Neil’s vocals on the original song are heavy, heartfelt and spartan. Some might even call them spooky. It’s peak folk music just barely slipping into rock and roll electric. Neil was reluctant to tour and never achieved success as a performer. He is a songwriter’s songwriter who spent the last thirty years of his life assisting in the preservation of dolphins. By contrast, Nilsson streamlines the song’s arrangement with intricate guitar work, his impressively wide vocal range, a snare drum, a swelling keyboard and an overall speedier tempo that makes for a beautiful breezy ride that you know can’t last forever.

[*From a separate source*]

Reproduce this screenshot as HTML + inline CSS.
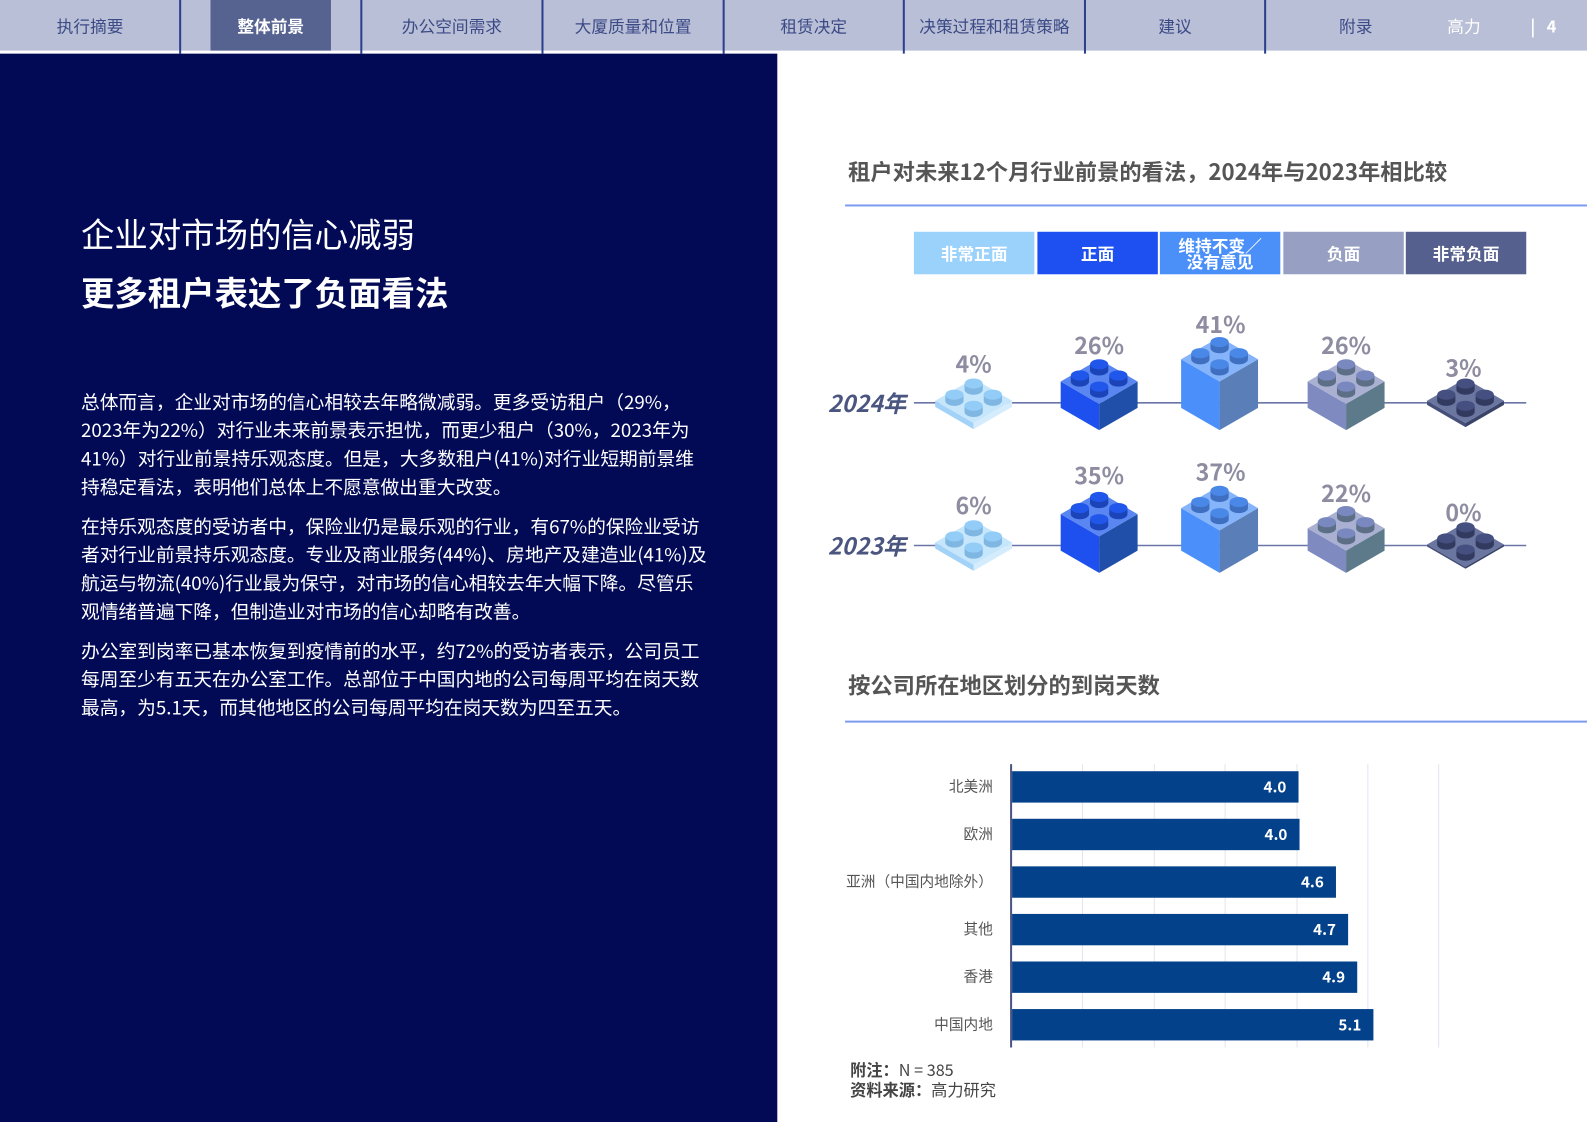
<!DOCTYPE html>
<html><head><meta charset="utf-8"><style>
*{margin:0;padding:0;box-sizing:border-box}
html,body{width:1587px;height:1122px;overflow:hidden;background:#fff}
#w{position:absolute;left:0;top:0;width:1568px;height:1109px;transform:scale(1.0121);transform-origin:0 0;font-family:"Noto Sans CJK SC","Liberation Sans",sans-serif}
.nav{position:absolute;left:0;top:0;width:1568px;height:50px;background:#b9bfd6}
.tab{position:absolute;top:0;height:50px;line-height:50px;text-align:center;font-size:16.5px;color:#3c4a86}
.div{position:absolute;top:0;width:2px;height:53px;background:#2c3f8f}
.left{position:absolute;left:0;top:53px;width:768px;height:1056px;background:#020a55;color:#fff}
.abs{position:absolute;white-space:nowrap}
.p{position:absolute;left:80px;font-size:18.5px;line-height:28px;color:#fff;white-space:nowrap}
.leg{position:absolute;top:229px;height:42px;width:119px;color:#fff;font-weight:bold;font-size:16.5px;text-align:center;display:flex;align-items:center;justify-content:center;line-height:16px}
.bar{position:absolute;left:1000px;height:31px;background:#03418a;color:#fff;font-weight:bold;font-size:15px;text-align:right;padding-right:12px;line-height:31px}
.lab{position:absolute;right:587px;font-size:14.5px;color:#555;white-space:nowrap;line-height:20px}
.grid{position:absolute;top:755px;width:1px;height:280px;background:#e2e4ee}
.pct{position:absolute;font-size:23px;font-weight:bold;color:#8e8ca0;transform:translateX(-50%);line-height:28px}
</style></head><body><div id="w">
<div class="nav"></div>
<div class="tab" style="left:0;width:178px">执行摘要</div>
<div class="tab" style="left:208px;width:119px;background:#566390;color:#fff;font-weight:bold">整体前景</div>
<div class="tab" style="left:357px;width:179px">办公空间需求</div>
<div class="tab" style="left:536px;width:179px">大厦质量和位置</div>
<div class="tab" style="left:715px;width:178px">租赁决定</div>
<div class="tab" style="left:893px;width:179px">决策过程和租赁策略</div>
<div class="tab" style="left:1072px;width:178px">建议</div>
<div class="tab" style="left:1250px;width:179px">附录</div>
<div class="tab" style="left:1424px;width:45px;color:#fff">高力</div>
<div class="tab" style="left:1505px;width:40px;color:#fff;font-weight:bold">|&nbsp;&nbsp;&nbsp;4</div>
<div class="div" style="left:177px"></div><div class="div" style="left:356px"></div><div class="div" style="left:535px"></div><div class="div" style="left:714px"></div><div class="div" style="left:892px"></div><div class="div" style="left:1071px"></div><div class="div" style="left:1249px"></div>

<div class="left">
<div class="abs" style="left:80px;top:155px;font-size:33px;line-height:44px">企业对市场的信心减弱</div>
<div class="abs" style="left:80px;top:213px;font-size:33px;line-height:44px;font-weight:bold">更多租户表达了负面看法</div>
</div>
<div class="p" style="top:383px">总体而言，企业对市场的信心相较去年略微减弱。更多受访租户（29%，<br>2023年为22%）对行业未来前景表示担忧，而更少租户（30%，2023年为<br>41%）对行业前景持乐观态度。但是，大多数租户(41%)对行业短期前景维<br>持稳定看法，表明他们总体上不愿意做出重大改变。</div>
<div class="p" style="top:506px">在持乐观态度的受访者中，保险业仍是最乐观的行业，有67%的保险业受访<br>者对行业前景持乐观态度。专业及商业服务(44%)、房地产及建造业(41%)及<br>航运与物流(40%)行业最为保守，对市场的信心相较去年大幅下降。尽管乐<br>观情绪普遍下降，但制造业对市场的信心却略有改善。</div>
<div class="p" style="top:629px">办公室到岗率已基本恢复到疫情前的水平，约72%的受访者表示，公司员工<br>每周至少有五天在办公室工作。总部位于中国内地的公司每周平均在岗天数<br>最高，为5.1天，而其他地区的公司每周平均在岗天数为四至五天。</div>

<div class="abs" style="left:838px;top:154px;font-size:22px;font-weight:bold;color:#555;line-height:30px">租户对未来12个月行业前景的看法，2024年与2023年相比较</div>
<div class="abs" style="left:835px;top:202px;width:733px;height:2px;background:#7c9cf0"></div>
<div class="leg" style="left:903px;background:#9bd2fc">非常正面</div>
<div class="leg" style="left:1025px;background:#1e4ff0">正面</div>
<div class="leg" style="left:1146px;background:#4b90f9">维持不变／<br>没有意见</div>
<div class="leg" style="left:1268px;background:#97a0c2">负面</div>
<div class="leg" style="left:1389px;background:#56608e">非常负面</div>

<div class="abs" style="left:818px;top:382px;font-size:23px;font-style:italic;font-weight:bold;color:#4a5580;line-height:30px">2024年</div>
<div class="abs" style="left:818px;top:523px;font-size:23px;font-style:italic;font-weight:bold;color:#4a5580;line-height:30px">2023年</div>

<svg class="abs" style="left:0;top:0" width="1568" height="1109">
<line x1="903" y1="398" x2="1508" y2="398" stroke="#6a76a8" stroke-width="1.5"/>
<line x1="903" y1="539" x2="1508" y2="539" stroke="#6a76a8" stroke-width="1.5"/>
</svg>
<svg class="abs" style="left:0;top:0" width="1568" height="1109" id="b"></svg>
<script>
var B=document.getElementById('b'),out='';
function brick(cx,cy,h,t,l,r,s,sd){
 var w=38,d=22;
 out+='<polygon points="'+(cx-w)+','+cy+' '+cx+','+(cy+d)+' '+cx+','+(cy+d+h)+' '+(cx-w)+','+(cy+h)+'" fill="'+l+'"/>';
 out+='<polygon points="'+cx+','+(cy+d)+' '+(cx+w)+','+cy+' '+(cx+w)+','+(cy+h)+' '+cx+','+(cy+d+h)+'" fill="'+r+'"/>';
 out+='<polygon points="'+cx+','+(cy-d)+' '+(cx+w)+','+cy+' '+cx+','+(cy+d)+' '+(cx-w)+','+cy+'" fill="'+t+'"/>';
 [[0,-11],[-19,0],[19,0],[0,11]].forEach(function(p){
  var x=cx+p[0],y=cy+p[1];
  out+='<rect x="'+(x-9)+'" y="'+(y-6)+'" width="18" height="6" fill="'+sd+'"/>';
  out+='<ellipse cx="'+x+'" cy="'+y+'" rx="9" ry="5" fill="'+sd+'"/>';
  out+='<ellipse cx="'+x+'" cy="'+(y-6)+'" rx="9" ry="5" fill="'+s+'"/>';
 });
}
var C=[['#c6e6fc','#a2d2f7','#d4ecfc','#92ccf7','#7fb6e2'],['#5a86f2','#1e50f0','#1f4fa8','#2156ea','#1a44b8'],['#86b4fb','#4a8ffa','#5a7eb8','#4a88e8','#3f6fc0'],['#a9b0d2','#7f8ac0','#5c7a8a','#7a88c0','#5c6f86'],['#6a76a0','#454f7a','#3a4468','#454f80','#323a60']];
var X=[962,1086,1205,1330,1448];
var r1=[[396,6],[377,26],[355,48],[377,26],[396,4]];
var r2=[[536,6],[508,36],[502,42],[522,22],[538,2]];
[r1,r2].forEach(function(r){r.forEach(function(v,i){var c=C[i];brick(X[i],v[0],v[1],c[0],c[1],c[2],c[3],c[4]);});});
B.innerHTML=out;
</script>
<div class="pct" style="left:962px;top:344px">4%</div>
<div class="pct" style="left:1086px;top:326px">26%</div>
<div class="pct" style="left:1206px;top:305px">41%</div>
<div class="pct" style="left:1330px;top:326px">26%</div>
<div class="pct" style="left:1446px;top:348px">3%</div>
<div class="pct" style="left:962px;top:484px">6%</div>
<div class="pct" style="left:1086px;top:454px">35%</div>
<div class="pct" style="left:1206px;top:451px">37%</div>
<div class="pct" style="left:1330px;top:472px">22%</div>
<div class="pct" style="left:1446px;top:491px">0%</div>

<div class="abs" style="left:838px;top:661px;font-size:22px;font-weight:bold;color:#555;line-height:30px">按公司所在地区划分的到岗天数</div>
<div class="abs" style="left:835px;top:712px;width:733px;height:2px;background:#7c9cf0"></div>
<div class="grid" style="left:1069px"></div><div class="grid" style="left:1140px"></div><div class="grid" style="left:1210px"></div><div class="grid" style="left:1281px"></div><div class="grid" style="left:1351px"></div><div class="grid" style="left:1421px"></div>
<div class="abs" style="left:998px;top:755px;width:2px;height:280px;background:#4a5580"></div>
<div class="bar" style="top:762px;width:283px">4.0</div>
<div class="bar" style="top:809px;width:284px">4.0</div>
<div class="bar" style="top:856px;width:320px">4.6</div>
<div class="bar" style="top:903px;width:332px">4.7</div>
<div class="bar" style="top:950px;width:341px">4.9</div>
<div class="bar" style="top:997px;width:357px">5.1</div>
<div class="lab" style="top:767px">北美洲</div>
<div class="lab" style="top:814px">欧洲</div>
<div class="lab" style="top:861px">亚洲（中国内地除外）</div>
<div class="lab" style="top:908px">其他</div>
<div class="lab" style="top:955px">香港</div>
<div class="lab" style="top:1002px">中国内地</div>
<div class="abs" style="left:840px;top:1046px;font-size:16px;color:#444;line-height:20px"><b>附注：</b>N = 385<br><b>资料来源：</b>高力研究</div>
</div></body></html>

“Everybody’s Talkin'” is about experiencing freedom in all its limitless beauty and trepidation. The song is funny in a sad sort of way, and dopey or absurd in the right circumstances. There’s a bittersweet melancholy at the core of the song’s meaning. “It’s always over the next fence, or around the next corner,” Nilsson told Paul Zollo with SongTalk magazine, trying to explain the song. “Everybody’s Talkin'” is about a kind of wanderlust for someplace with better weather. It’s a mental vacation from the real people and places that surround us, and potentially drag us down. It’s a peaceful ride that lasts for a little less than three minutes.